REQUIREMENTS - For each line below that includes the word "React", make a copy.

◇ ◇ ◇

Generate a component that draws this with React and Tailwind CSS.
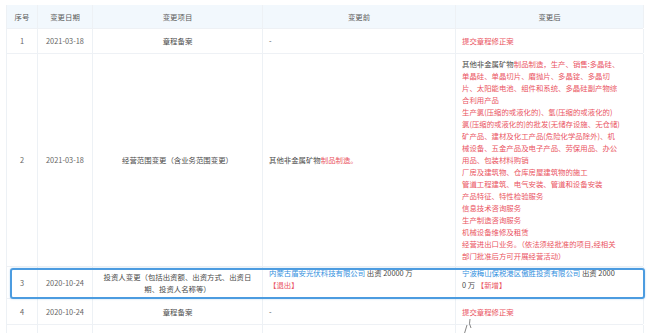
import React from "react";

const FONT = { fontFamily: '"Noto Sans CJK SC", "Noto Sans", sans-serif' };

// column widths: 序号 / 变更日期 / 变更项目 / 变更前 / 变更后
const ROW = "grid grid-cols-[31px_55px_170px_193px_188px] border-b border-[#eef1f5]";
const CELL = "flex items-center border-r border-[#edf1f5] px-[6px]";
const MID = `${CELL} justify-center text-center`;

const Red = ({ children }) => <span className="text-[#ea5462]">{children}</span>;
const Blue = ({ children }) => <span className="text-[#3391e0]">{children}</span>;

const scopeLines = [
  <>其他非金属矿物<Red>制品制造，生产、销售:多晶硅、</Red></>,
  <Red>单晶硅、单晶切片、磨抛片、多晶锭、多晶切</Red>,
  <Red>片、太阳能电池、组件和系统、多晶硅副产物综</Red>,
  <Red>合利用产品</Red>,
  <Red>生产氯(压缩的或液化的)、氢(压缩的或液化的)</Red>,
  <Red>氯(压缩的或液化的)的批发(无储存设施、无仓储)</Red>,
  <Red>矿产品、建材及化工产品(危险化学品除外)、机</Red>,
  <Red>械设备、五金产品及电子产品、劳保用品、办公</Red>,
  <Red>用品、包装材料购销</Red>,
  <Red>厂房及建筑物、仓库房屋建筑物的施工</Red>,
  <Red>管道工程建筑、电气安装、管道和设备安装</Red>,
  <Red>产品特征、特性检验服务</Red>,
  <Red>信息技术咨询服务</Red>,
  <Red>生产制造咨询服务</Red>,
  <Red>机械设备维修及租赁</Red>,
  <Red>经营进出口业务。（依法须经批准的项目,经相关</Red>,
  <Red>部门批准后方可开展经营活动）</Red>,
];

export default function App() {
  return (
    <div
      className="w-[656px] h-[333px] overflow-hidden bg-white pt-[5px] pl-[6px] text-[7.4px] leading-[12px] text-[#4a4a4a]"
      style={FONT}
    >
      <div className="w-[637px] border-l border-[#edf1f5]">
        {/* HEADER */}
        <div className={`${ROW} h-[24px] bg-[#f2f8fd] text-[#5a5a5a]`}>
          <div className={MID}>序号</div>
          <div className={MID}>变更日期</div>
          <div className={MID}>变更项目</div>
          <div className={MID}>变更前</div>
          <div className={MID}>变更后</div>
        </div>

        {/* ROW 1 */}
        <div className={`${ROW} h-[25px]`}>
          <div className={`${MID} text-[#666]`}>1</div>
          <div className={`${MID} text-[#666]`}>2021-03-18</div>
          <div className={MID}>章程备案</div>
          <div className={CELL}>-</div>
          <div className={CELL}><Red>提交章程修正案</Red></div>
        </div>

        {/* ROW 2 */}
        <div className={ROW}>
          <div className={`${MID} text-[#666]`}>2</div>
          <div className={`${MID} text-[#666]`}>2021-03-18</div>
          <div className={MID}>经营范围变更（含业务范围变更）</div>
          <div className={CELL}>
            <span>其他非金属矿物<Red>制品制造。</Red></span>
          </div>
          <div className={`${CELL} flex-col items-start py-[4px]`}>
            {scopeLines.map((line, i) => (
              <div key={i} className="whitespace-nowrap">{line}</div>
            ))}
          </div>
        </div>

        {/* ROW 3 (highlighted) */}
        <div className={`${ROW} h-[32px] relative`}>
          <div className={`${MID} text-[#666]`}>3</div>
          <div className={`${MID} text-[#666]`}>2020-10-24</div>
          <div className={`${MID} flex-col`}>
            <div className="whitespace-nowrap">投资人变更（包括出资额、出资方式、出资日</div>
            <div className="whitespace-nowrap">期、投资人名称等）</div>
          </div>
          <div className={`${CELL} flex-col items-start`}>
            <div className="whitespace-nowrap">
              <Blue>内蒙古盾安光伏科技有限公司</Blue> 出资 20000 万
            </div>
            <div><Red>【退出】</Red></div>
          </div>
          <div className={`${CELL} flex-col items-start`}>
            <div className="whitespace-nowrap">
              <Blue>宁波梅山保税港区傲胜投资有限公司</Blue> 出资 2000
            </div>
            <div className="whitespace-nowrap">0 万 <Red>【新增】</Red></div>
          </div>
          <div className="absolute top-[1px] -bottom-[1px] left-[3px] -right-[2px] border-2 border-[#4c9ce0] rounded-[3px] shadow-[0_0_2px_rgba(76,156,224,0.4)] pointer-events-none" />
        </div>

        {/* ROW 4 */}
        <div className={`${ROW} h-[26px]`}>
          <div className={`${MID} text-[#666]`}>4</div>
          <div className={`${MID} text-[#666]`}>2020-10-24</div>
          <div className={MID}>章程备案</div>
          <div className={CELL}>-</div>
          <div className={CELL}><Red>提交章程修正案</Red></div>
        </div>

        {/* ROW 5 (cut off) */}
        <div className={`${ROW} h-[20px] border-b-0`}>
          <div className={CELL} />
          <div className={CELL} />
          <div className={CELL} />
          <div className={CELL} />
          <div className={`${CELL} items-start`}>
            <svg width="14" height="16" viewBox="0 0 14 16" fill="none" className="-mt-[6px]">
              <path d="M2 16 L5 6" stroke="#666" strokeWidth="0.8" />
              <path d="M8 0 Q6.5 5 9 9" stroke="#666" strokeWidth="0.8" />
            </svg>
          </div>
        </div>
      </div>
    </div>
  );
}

◇ ◇ ◇

FULL ANSWER -
Generate a component that draws this with React and Tailwind CSS.
import React from "react";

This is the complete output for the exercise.